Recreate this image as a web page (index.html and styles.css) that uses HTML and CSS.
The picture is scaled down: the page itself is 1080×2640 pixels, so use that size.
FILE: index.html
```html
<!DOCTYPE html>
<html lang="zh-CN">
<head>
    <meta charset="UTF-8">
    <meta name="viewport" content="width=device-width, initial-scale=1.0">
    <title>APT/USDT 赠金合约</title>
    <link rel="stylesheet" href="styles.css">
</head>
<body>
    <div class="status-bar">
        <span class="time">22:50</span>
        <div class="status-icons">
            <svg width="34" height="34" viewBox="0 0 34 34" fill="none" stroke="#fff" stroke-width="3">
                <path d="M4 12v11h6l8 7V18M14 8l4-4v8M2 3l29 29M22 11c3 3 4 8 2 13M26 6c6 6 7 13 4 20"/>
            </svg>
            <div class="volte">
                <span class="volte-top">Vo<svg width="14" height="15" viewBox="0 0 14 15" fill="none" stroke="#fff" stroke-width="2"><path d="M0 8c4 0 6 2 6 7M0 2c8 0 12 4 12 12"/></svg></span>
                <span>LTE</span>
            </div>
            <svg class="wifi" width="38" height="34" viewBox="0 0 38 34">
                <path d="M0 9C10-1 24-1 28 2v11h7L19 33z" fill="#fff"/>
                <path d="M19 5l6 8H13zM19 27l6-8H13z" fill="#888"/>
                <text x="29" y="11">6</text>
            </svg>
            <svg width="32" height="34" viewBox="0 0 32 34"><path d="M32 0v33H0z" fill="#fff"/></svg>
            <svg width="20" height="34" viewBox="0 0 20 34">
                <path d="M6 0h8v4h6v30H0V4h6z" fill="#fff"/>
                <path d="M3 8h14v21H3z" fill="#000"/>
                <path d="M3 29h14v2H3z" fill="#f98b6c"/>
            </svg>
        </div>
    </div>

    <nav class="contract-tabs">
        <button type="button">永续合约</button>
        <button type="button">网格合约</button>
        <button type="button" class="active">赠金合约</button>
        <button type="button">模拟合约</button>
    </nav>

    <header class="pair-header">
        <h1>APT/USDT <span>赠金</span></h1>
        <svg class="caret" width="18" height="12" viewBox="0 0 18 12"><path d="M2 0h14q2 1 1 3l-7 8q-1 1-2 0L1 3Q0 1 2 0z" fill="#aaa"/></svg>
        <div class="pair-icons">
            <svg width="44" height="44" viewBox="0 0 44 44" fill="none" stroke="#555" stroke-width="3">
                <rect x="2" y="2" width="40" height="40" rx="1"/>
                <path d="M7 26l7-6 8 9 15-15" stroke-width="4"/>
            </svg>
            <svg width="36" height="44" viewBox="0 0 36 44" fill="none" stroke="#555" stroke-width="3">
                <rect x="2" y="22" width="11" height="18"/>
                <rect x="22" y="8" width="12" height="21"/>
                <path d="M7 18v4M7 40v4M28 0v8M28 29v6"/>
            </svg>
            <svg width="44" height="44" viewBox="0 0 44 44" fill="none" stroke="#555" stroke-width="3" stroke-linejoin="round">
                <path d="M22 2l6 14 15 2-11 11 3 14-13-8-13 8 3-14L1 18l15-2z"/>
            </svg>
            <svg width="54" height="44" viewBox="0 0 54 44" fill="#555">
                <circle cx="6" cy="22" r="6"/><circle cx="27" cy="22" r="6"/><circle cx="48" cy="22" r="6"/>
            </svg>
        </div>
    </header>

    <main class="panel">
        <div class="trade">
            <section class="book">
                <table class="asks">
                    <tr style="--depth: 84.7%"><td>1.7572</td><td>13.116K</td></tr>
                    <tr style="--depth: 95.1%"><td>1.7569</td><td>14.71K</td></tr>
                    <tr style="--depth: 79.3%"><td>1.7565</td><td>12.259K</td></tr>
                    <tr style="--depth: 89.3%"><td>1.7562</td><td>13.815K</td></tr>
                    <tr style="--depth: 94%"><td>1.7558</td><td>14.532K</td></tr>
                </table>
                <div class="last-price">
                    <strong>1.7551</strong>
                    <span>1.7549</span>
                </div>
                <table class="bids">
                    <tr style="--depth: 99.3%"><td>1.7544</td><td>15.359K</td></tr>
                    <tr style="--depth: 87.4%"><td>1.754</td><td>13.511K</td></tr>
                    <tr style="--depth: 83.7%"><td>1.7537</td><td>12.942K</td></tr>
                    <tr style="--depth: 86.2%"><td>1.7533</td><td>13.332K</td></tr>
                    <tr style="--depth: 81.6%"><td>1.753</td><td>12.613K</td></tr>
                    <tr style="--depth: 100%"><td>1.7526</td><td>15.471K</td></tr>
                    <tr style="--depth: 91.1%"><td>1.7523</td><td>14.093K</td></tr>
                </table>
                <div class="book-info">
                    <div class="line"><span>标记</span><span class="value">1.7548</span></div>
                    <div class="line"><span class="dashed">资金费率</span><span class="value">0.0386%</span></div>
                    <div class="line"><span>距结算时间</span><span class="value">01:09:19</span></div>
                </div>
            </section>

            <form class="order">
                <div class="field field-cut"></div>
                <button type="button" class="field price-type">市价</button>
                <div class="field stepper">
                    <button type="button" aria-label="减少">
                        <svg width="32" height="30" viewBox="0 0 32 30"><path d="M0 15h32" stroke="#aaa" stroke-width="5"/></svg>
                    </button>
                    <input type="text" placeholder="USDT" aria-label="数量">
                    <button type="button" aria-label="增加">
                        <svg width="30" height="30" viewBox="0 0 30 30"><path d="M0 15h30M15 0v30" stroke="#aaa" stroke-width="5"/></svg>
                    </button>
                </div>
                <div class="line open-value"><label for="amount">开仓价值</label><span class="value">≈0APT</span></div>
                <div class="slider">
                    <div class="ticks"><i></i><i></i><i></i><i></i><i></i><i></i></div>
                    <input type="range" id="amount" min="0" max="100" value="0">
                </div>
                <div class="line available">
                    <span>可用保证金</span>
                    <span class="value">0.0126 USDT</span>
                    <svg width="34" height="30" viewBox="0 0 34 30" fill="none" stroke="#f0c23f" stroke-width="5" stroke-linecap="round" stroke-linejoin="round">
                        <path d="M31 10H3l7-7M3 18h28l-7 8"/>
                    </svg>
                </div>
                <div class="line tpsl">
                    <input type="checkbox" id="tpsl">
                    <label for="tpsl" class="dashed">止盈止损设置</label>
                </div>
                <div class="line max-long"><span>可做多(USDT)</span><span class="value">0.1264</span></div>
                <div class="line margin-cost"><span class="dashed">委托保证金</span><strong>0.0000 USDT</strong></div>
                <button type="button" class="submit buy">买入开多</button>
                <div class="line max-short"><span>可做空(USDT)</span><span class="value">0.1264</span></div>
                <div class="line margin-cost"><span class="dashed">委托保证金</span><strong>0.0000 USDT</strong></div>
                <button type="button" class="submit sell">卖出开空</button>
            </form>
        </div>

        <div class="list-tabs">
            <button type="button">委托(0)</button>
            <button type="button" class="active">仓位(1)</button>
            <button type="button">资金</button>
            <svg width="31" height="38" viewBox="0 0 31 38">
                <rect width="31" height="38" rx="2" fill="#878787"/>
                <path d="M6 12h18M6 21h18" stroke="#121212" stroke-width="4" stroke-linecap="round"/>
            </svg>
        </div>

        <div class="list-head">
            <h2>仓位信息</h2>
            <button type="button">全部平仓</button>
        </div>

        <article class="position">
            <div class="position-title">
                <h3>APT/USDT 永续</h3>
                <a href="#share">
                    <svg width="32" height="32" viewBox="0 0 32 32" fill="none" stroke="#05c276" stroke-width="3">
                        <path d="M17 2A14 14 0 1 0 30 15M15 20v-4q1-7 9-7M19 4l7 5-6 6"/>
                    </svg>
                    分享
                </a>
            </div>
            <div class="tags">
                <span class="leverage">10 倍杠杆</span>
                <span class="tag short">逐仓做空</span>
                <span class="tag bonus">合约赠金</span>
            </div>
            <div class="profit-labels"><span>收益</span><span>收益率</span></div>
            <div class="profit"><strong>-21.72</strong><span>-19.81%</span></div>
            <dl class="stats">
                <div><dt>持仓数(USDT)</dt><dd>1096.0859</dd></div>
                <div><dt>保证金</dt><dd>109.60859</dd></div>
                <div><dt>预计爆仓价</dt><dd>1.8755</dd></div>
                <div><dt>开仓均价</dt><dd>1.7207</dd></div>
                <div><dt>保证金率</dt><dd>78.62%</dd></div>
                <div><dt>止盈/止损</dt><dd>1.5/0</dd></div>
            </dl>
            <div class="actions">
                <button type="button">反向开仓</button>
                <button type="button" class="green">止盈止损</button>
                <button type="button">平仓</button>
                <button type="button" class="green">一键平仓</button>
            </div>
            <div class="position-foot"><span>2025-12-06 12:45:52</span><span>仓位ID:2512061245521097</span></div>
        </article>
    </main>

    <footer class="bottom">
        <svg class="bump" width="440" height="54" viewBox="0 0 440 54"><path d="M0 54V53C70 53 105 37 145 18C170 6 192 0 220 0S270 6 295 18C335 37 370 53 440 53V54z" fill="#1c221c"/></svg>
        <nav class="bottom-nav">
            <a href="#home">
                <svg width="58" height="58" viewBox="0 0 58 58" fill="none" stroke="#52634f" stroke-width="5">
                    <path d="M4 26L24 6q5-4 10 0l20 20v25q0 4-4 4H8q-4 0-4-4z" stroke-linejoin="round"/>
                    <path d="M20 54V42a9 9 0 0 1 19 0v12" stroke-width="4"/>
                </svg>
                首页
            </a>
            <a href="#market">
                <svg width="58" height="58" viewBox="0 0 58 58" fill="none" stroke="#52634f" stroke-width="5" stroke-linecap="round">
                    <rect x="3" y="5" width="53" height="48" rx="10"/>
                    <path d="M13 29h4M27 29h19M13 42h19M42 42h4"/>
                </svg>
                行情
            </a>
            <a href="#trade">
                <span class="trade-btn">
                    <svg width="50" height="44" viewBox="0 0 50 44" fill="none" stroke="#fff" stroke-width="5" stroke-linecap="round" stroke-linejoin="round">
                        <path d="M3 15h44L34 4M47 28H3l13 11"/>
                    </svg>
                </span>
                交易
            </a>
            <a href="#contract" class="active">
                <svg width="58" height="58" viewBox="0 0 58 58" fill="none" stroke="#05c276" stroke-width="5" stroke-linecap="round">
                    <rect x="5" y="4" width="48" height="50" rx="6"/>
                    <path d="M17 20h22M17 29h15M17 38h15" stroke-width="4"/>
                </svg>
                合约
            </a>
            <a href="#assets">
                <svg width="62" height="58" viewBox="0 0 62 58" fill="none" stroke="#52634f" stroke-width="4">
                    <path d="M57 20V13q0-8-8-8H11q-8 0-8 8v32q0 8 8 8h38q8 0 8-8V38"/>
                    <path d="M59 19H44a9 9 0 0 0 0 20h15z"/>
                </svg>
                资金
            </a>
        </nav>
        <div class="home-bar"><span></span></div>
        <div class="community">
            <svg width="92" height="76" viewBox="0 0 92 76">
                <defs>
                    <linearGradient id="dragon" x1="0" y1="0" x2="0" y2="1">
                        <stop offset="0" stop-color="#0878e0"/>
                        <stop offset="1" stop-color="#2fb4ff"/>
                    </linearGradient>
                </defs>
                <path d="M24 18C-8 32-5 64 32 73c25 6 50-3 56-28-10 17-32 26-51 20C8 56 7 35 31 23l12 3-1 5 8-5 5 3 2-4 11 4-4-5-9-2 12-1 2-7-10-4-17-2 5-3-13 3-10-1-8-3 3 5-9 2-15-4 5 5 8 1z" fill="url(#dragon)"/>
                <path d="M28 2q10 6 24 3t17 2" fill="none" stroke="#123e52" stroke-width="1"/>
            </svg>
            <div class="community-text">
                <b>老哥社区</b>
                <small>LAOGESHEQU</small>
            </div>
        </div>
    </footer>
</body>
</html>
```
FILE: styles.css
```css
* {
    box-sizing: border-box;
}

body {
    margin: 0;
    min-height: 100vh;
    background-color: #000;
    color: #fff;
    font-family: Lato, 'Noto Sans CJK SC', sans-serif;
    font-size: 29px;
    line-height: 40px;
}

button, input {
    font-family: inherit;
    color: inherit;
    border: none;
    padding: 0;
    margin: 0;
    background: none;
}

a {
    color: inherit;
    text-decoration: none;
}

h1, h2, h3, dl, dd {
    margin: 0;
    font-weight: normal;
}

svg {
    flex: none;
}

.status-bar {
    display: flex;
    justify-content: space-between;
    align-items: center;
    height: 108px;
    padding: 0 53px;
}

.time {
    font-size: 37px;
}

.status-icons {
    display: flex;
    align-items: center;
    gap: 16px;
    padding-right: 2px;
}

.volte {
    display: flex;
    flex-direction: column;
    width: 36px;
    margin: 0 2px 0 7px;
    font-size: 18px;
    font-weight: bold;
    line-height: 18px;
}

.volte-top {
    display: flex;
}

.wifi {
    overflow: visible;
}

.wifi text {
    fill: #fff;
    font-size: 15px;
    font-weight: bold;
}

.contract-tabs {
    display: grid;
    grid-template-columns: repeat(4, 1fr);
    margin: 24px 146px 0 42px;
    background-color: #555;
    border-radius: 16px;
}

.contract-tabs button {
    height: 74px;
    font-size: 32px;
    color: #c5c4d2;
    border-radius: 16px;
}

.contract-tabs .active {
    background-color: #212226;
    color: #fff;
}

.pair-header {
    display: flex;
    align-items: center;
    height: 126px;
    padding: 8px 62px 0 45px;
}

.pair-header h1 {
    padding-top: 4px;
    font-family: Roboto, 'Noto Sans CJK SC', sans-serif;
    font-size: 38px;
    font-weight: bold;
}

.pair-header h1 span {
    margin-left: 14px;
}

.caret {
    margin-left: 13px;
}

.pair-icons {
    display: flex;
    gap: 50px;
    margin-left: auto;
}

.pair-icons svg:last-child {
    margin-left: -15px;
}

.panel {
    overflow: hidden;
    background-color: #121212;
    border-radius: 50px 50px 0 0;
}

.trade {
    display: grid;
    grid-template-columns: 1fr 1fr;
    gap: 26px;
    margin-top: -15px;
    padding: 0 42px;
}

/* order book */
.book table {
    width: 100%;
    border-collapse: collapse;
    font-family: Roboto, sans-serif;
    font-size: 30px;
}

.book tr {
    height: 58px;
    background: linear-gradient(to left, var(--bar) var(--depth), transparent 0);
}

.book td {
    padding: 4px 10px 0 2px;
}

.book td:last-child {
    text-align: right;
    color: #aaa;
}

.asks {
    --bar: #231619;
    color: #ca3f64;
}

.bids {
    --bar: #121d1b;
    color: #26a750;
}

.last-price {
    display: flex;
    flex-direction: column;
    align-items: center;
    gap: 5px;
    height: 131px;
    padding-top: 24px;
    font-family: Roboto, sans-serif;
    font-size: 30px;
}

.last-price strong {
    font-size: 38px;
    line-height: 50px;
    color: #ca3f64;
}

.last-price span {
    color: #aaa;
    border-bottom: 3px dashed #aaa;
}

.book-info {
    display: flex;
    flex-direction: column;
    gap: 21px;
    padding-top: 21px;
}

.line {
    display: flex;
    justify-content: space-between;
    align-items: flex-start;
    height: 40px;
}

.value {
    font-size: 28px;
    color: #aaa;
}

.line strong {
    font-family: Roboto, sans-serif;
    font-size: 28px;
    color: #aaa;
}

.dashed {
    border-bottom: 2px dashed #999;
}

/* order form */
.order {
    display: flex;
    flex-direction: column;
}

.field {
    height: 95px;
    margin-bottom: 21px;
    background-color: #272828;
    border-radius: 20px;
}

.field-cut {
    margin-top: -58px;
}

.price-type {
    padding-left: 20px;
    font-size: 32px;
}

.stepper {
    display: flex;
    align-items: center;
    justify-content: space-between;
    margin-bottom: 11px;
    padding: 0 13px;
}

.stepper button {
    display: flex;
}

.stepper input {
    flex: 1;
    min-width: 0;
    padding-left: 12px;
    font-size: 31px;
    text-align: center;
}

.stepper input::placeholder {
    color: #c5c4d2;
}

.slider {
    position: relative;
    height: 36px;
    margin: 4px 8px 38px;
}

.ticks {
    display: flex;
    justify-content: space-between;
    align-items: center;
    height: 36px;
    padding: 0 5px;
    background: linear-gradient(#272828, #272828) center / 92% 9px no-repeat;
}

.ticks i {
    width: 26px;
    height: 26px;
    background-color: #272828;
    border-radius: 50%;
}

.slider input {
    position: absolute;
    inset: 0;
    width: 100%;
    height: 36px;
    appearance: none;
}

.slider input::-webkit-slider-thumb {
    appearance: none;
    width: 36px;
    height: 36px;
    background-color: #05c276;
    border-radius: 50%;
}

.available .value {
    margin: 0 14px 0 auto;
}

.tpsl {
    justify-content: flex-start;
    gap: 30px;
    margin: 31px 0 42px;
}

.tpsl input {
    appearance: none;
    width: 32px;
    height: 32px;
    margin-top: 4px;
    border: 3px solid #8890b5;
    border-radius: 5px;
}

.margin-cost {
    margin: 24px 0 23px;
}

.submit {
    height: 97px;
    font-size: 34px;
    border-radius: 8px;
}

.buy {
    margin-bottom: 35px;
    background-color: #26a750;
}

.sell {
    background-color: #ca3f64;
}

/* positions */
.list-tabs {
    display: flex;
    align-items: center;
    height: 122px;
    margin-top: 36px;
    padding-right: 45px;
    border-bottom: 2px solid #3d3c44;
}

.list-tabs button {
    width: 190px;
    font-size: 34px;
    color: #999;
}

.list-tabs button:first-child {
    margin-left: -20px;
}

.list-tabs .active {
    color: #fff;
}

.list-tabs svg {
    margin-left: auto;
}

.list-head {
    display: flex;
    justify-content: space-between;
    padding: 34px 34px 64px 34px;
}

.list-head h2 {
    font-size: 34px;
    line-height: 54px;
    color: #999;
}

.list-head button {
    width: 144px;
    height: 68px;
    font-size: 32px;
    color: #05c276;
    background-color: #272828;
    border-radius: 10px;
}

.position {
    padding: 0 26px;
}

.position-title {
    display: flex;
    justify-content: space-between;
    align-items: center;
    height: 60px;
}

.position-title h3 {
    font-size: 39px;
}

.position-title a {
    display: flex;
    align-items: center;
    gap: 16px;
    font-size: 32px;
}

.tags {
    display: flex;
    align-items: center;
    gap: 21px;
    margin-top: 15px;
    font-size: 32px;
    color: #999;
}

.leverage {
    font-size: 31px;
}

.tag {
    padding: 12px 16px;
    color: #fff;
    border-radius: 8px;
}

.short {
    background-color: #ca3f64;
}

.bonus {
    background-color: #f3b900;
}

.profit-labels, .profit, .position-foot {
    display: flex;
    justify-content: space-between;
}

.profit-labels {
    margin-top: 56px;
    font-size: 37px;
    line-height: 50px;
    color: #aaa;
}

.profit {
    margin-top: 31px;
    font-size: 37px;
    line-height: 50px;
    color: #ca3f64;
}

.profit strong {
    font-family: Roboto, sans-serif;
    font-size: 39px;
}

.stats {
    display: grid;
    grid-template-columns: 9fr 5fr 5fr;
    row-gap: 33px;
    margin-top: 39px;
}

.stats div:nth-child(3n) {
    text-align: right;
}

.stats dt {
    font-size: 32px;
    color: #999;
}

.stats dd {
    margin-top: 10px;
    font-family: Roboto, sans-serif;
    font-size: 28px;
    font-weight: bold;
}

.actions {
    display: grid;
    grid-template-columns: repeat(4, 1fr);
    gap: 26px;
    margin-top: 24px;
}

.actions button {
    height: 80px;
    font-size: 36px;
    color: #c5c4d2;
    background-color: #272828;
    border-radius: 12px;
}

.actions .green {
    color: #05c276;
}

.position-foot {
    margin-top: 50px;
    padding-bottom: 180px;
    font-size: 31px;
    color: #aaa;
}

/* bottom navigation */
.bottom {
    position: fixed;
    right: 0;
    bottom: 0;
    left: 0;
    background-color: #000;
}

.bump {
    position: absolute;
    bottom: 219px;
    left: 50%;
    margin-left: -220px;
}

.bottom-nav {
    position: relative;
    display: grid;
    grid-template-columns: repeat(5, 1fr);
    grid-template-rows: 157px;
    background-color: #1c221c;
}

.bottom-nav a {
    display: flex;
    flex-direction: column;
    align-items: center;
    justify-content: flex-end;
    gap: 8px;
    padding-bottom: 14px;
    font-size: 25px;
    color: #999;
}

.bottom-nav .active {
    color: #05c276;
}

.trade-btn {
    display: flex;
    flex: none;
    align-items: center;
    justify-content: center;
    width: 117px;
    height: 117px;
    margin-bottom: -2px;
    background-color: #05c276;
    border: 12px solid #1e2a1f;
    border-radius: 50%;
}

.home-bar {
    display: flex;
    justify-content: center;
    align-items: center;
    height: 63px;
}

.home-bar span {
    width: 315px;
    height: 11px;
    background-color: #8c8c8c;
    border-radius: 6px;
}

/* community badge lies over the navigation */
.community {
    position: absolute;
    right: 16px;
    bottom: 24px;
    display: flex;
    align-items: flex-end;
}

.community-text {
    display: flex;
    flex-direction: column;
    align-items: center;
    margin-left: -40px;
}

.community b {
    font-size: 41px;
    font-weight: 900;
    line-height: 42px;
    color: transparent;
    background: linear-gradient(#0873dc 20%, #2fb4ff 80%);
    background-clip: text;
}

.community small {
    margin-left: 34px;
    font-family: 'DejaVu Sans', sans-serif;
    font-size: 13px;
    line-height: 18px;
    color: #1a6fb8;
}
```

——

What is being asked
Copy out every line from the data above that has "index" in it.

The completed task
Recreate this image as a web page (index.html and styles.css) that uses HTML and CSS.
FILE: index.html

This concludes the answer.